6 votes

Doctor Who S12E01 'Spyfall'

What did you think of this week's episode of 'Doctor Who'?

2 comments

  1. Algernon_Asimov
    Link
    There’s so much to unpack in this episode! Unfortunately, that was one of the problems with it: there was too much going on. We had not one, not two, but three different villains. Then we had two...

    There’s so much to unpack in this episode!

    Unfortunately, that was one of the problems with it: there was too much going on. We had not one, not two, but three different villains. Then we had two female computer/communications pioneers. And news of Gallifrey. There was too much competition for too little screen time.

    For starters, there were times when the three companions felt like guest stars in their own show. They barely got any screen-time. There were a few small moments here and there, but they were crowded out by all the other characters and plots.

    Ada Gordon/Lovelace and Noor Inayat Khan were totally wasted. They’re both fascinating women in their own rights, but in this episode they were basically just extras. We could have had a whole episode devoted to Ada Lovelace (I don’t know much about Khan). Instead, she got a few minutes of airtime demonstrating "gurrl power" because she could fire a machine gun (which is not what she's known for). That was a waste. It also demeaned an intelligent woman by ignoring her intelligence and making her just another action hero.

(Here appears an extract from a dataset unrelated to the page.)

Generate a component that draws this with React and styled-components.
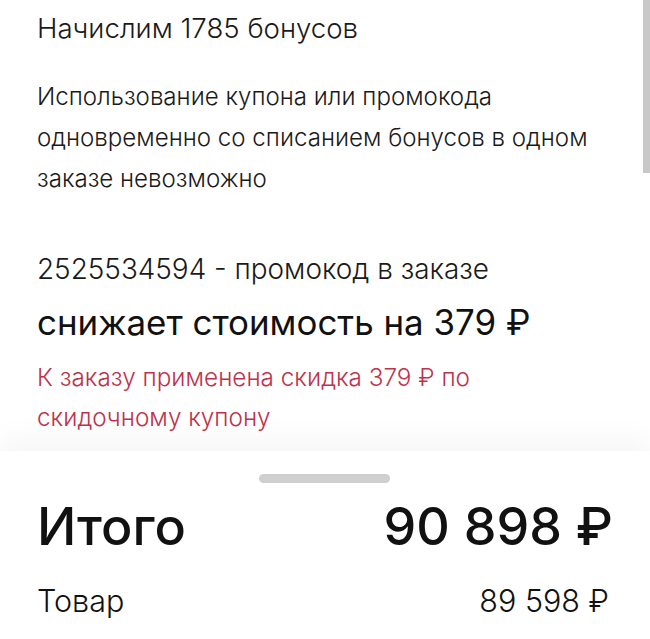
import React from "react";
import styled, { createGlobalStyle } from "styled-components";

const Global = createGlobalStyle`
  html, body { margin: 0; padding: 0; background: #fff; }
  body { font-family: Inter, Roboto, "Noto Sans", Arial, sans-serif; color: #1a1a1a; }
`;

const Page = styled.div`
  position: relative;
  width: 650px;
  height: 639px;
  overflow: hidden;
  display: flex;
  flex-direction: column;
  background: #fff;
`;

const Content = styled.div`
  flex: 1;
  padding: 8px 37px 0;
  display: flex;
  flex-direction: column;
`;

const Scrollbar = styled.div`
  position: absolute;
  top: 0;
  right: 0;
  width: 7px;
  height: 173px;
  background: #c8c8c8;
`;

const Line = styled.div`
  font-size: ${(p) => p.$size}px;
  line-height: ${(p) => p.$lh}px;
  font-weight: ${(p) => p.$weight || 300};
  color: ${(p) => p.$color || "#1a1a1a"};
  margin-top: ${(p) => p.$mt || 0}px;
  white-space: nowrap;
`;

const Sheet = styled.div`
  height: 188px;
  flex-shrink: 0;
  background: #fff;
  box-shadow: 0 -14px 26px rgba(0, 0, 0, 0.035);
  display: flex;
  flex-direction: column;
  align-items: stretch;
  padding: 23px 37px 0 37px;
  box-sizing: border-box;
  position: relative;
`;

const Handle = styled.div`
  align-self: center;
  width: 131px;
  height: 9px;
  border-radius: 5px;
  background: #cfcfcf;
  margin-left: -1px;
`;

const Row = styled.div`
  display: flex;
  justify-content: space-between;
  align-items: center;
  margin-top: ${(p) => p.$mt}px;
  padding-right: ${(p) => p.$pr || 0}px;
  font-size: ${(p) => p.$size}px;
  line-height: ${(p) => p.$lh}px;
  font-weight: ${(p) => p.$weight};
  color: #111;
`;

export default function App() {
  return (
    <>
      <Global />
      <Page>
        <Scrollbar />
        <Content>
          <Line $size={27.6} $lh={40}>Начислим 1785 бонусов</Line>
          <Line $size={24.1} $lh={41} $mt={28}>
            Использование купона или промокода
            <br />
            одновременно со списанием бонусов в одном
            <br />
            заказе невозможно
          </Line>
          <Line $size={27.9} $lh={40} $mt={50}>2525534594 - промокод в заказе</Line>
          <Line $size={34.9} $lh={50} $mt={8} $weight={400} $color="#111">
            снижает стоимость на 379 ₽
          </Line>
          <Line $size={24.3} $lh={40} $mt={10} $color="#c0324b">
            К заказу применена скидка 379 ₽ по
            <br />
            скидочному купону
          </Line>
        </Content>
        <Sheet>
          <Handle />
          <Row $mt={14} $size={52} $lh={60} $weight={500}>
            <span>Итого</span>
            <span>90 898 ₽</span>
          </Row>
          <Row $mt={24} $size={30.5} $lh={40} $weight={300} $pr={4}>
            <span>Товар</span>
            <span>89 598 ₽</span>
          </Row>
        </Sheet>
      </Page>
    </>
  );
}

    We had the Kasaavin being all mysterious and glowy. And that was about it. They were never really fleshed out. Who were they? What did they want? All we got was a couple of minutes of bald exposition in Barton’s speech at the very end of the second part of this episode. They never seemed like real threats because we didn’t know what they wanted. In fact, because they were so vague and unexplained, it was possible to imagine anything about them. I actually expected them to turn out to be Cybermen trying to break through from another universe, and trying to turn all humans into more Cybermen. But instead they remained glowy things who just wanted to turn humans into… hard drives? They didn’t even want to invade! They just wanted more disk space to store… what? Alien porn?

    And Daniel Barton. Who was he? Why was he in league with the Kasaavin? What did he want?

    His speech at the end, about how we give all our data away to corporations, was an important and interesting enough issue to have built a whole episode around it. Instead, it was a throwaway point at the end of an episode about something else.

    The episode was built around hiding things from the audience. We didn’t even find out what the villains wanted until the last 5 minutes of the show. We didn’t see how the Doctor saved the day; that was done off-screen. The episode focussed too much on what was happening, and not enough on why things were happening.

    And, finally, the Master.

    I just didn’t buy Sacha Dhawan as the Master. While other actors have had fun playing the Master (shout out to Michelle Gomez – best Master/Mistress ever!), Dhawan looked like he was trying too hard. He didn’t feel right. He grimaced and growled and pouted, but it all felt wrong.

    Here’s hoping future episodes are better.

    3 votes
  2. moocow1452
    Link
    We're talking both parts, right? Part one was pretty good in relation to the previous season, instead of Doctor as the weird neighbor with the time machine, we now have her kind of finding her...

    We're talking both parts, right?

    Part one was pretty good in relation to the previous season, instead of Doctor as the weird neighbor with the time machine, we now have her kind of finding her feet as the Doctor in a way she hasn't done before and having to live with her past instead of waving it off. Spy pastiche is fun, and the Master reveal honestly got me good since we just had Gomez two seasons ago, and the Master seems to be an every other Doctor sort of thing.

    Part two had to land the thing, sidelined the glowy guys and was more the Doctor and the Master hitchhiking their way across time while the rest of Team TARDIS accomplished nothing outside of staying alive, Gallifrey having a secret is dropped as a Moffatty seasonal arc deep-lore at the end, but it was trying to cover a whole lot of ground all at once, and bringing back the Master as "bad guy number one" without mentioning that they kind of made up their last go at it is a little bit weird. You could argue that Master is going to Master, but it would be nice for the Doc to have brought that up.